• RECORDED DATA
□ □ □ □

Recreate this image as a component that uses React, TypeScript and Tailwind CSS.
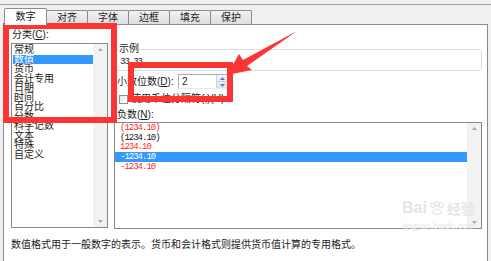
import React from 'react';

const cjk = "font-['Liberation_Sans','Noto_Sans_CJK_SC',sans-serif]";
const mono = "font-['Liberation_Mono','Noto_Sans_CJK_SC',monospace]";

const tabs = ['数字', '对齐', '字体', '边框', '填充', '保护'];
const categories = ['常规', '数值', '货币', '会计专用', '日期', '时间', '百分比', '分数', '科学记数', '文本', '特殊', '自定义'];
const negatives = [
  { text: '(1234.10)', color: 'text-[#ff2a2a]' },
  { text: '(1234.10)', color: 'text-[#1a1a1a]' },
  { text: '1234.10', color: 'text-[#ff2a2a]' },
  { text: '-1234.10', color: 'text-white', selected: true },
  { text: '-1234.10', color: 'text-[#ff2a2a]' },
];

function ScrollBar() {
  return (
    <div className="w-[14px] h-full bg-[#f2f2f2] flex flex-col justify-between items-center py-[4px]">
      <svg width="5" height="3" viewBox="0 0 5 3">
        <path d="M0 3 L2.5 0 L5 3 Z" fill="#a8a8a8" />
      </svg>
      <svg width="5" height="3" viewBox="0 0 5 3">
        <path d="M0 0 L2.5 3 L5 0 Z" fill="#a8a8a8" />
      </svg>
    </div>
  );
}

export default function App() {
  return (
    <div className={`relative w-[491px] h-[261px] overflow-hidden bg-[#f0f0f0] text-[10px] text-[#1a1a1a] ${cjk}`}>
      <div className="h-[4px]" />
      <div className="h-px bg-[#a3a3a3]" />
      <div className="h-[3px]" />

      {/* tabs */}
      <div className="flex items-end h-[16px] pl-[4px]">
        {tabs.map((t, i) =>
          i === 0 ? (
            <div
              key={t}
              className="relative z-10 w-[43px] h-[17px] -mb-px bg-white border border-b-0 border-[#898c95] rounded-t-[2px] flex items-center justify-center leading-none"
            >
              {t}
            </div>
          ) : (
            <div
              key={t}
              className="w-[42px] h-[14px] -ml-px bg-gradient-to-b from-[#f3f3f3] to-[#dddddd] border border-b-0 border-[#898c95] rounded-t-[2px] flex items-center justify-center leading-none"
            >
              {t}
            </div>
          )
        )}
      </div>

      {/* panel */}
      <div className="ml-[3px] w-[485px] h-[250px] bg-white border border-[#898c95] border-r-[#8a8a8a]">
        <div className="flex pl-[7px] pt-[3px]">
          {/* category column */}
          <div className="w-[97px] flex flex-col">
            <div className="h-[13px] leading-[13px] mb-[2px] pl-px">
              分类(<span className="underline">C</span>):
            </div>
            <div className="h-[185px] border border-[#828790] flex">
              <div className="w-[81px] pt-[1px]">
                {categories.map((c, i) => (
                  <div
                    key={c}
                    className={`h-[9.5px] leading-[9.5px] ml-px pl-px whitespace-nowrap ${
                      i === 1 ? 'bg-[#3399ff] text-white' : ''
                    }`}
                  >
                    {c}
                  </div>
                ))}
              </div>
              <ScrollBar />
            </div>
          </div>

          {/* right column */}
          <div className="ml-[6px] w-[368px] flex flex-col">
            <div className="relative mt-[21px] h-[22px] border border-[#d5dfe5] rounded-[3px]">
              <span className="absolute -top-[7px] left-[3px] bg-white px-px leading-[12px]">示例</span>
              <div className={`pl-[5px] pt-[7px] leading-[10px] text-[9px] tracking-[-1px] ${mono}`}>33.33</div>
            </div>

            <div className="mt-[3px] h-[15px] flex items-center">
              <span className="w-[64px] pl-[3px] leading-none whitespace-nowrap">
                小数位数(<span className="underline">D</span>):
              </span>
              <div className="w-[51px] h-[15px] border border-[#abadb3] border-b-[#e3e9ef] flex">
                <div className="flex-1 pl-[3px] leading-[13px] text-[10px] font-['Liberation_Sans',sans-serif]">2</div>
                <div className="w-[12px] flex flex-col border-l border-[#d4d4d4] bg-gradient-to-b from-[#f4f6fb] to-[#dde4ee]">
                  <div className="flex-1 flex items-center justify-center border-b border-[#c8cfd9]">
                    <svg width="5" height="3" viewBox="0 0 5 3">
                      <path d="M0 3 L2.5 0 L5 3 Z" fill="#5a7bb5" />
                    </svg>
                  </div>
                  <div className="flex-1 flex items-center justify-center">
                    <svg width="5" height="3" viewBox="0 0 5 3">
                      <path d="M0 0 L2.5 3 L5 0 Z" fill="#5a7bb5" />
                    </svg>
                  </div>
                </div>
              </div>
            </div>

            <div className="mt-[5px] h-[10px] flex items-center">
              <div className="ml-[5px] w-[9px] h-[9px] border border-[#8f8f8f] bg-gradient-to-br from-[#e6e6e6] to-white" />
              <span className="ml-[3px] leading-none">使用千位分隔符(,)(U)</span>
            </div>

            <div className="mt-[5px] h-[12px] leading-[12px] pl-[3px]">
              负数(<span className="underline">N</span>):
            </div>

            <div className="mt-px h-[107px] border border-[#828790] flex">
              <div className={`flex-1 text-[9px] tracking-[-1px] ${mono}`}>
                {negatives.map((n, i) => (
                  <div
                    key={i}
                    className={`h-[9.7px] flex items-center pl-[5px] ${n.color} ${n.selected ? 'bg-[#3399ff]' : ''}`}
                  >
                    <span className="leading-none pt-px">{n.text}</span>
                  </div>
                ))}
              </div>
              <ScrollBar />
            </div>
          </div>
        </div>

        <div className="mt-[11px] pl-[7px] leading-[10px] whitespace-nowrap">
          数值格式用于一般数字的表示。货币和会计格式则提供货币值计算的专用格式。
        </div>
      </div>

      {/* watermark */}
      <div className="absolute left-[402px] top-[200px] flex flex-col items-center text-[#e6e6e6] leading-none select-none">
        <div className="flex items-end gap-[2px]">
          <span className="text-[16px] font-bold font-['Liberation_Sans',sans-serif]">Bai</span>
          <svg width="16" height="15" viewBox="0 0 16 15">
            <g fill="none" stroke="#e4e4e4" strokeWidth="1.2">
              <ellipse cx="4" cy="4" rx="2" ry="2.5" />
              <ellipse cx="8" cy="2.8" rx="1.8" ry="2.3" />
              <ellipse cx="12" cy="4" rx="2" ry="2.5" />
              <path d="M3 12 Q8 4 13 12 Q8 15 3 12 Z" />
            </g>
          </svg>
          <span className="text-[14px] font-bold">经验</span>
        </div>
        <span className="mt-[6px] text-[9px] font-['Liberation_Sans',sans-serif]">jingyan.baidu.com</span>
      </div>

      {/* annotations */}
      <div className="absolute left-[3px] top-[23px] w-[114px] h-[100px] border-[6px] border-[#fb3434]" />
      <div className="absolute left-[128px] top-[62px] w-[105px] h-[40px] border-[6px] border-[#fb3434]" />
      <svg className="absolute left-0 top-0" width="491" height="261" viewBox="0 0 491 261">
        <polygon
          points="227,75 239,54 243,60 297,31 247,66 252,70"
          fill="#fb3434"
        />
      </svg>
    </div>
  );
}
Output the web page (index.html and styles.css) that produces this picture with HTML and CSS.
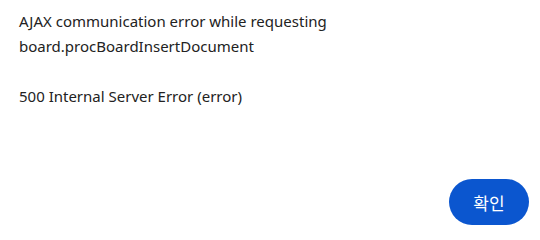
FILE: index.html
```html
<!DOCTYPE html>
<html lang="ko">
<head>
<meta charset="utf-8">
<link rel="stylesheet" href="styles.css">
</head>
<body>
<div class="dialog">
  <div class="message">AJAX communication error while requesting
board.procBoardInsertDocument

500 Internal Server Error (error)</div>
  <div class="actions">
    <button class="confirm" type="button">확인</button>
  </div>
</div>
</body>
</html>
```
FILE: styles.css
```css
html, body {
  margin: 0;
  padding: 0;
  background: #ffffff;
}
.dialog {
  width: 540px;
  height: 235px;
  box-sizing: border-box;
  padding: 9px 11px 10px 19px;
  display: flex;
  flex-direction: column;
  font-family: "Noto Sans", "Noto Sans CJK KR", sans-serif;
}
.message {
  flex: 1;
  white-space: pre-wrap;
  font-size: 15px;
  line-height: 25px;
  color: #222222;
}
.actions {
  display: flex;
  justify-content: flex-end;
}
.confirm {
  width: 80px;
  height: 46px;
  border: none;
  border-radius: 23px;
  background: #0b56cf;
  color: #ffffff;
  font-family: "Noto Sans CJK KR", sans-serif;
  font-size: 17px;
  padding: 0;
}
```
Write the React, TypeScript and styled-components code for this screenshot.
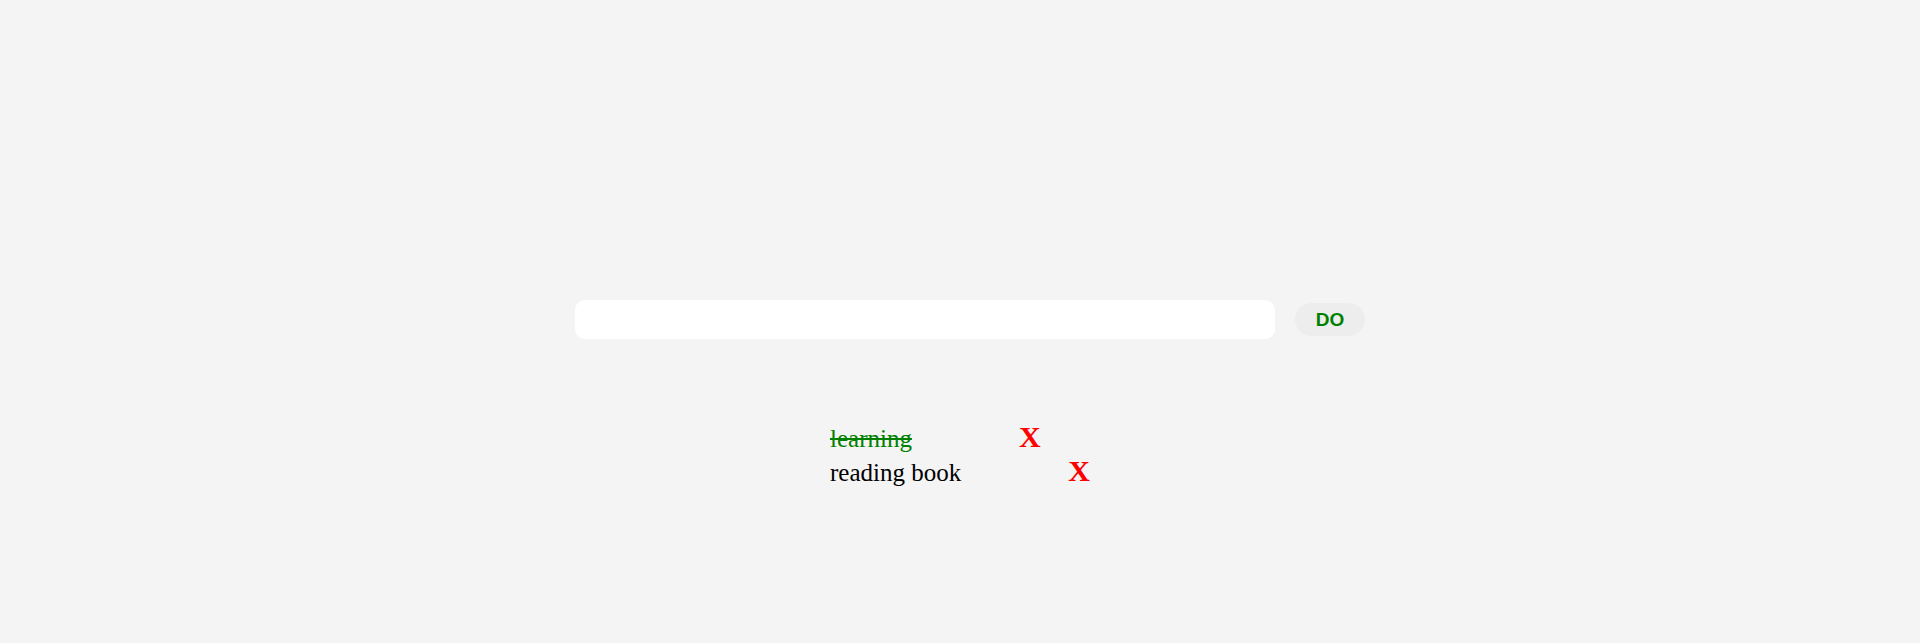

□ □ □ □

• SET PROBLEM
Extract, exactly as written, the span of lines from the one holding "Output the web" through the last line, inclusive. Skip any picture.

• SOLUTION FOR THIS EXERCISE
Output the web page (index.html and styles.css) that produces this picture with HTML and CSS.
FILE: index.html
```html
<!DOCTYPE html>
<html lang="ko">
<head>
<meta charset="utf-8">
<link rel="stylesheet" href="styles.css">
</head>
<body>
<div class="dialog">
  <div class="message">AJAX communication error while requesting
board.procBoardInsertDocument

500 Internal Server Error (error)</div>
  <div class="actions">
    <button class="confirm" type="button">확인</button>
  </div>
</div>
</body>
</html>
```
FILE: styles.css
```css
html, body {
  margin: 0;
  padding: 0;
  background: #ffffff;
}
.dialog {
  width: 540px;
  height: 235px;
  box-sizing: border-box;
  padding: 9px 11px 10px 19px;
  display: flex;
  flex-direction: column;
  font-family: "Noto Sans", "Noto Sans CJK KR", sans-serif;
}
.message {
  flex: 1;
  white-space: pre-wrap;
  font-size: 15px;
  line-height: 25px;
  color: #222222;
}
.actions {
  display: flex;
  justify-content: flex-end;
}
.confirm {
  width: 80px;
  height: 46px;
  border: none;
  border-radius: 23px;
  background: #0b56cf;
  color: #ffffff;
  font-family: "Noto Sans CJK KR", sans-serif;
  font-size: 17px;
  padding: 0;
}
```
Write the React, TypeScript and styled-components code for this screenshot.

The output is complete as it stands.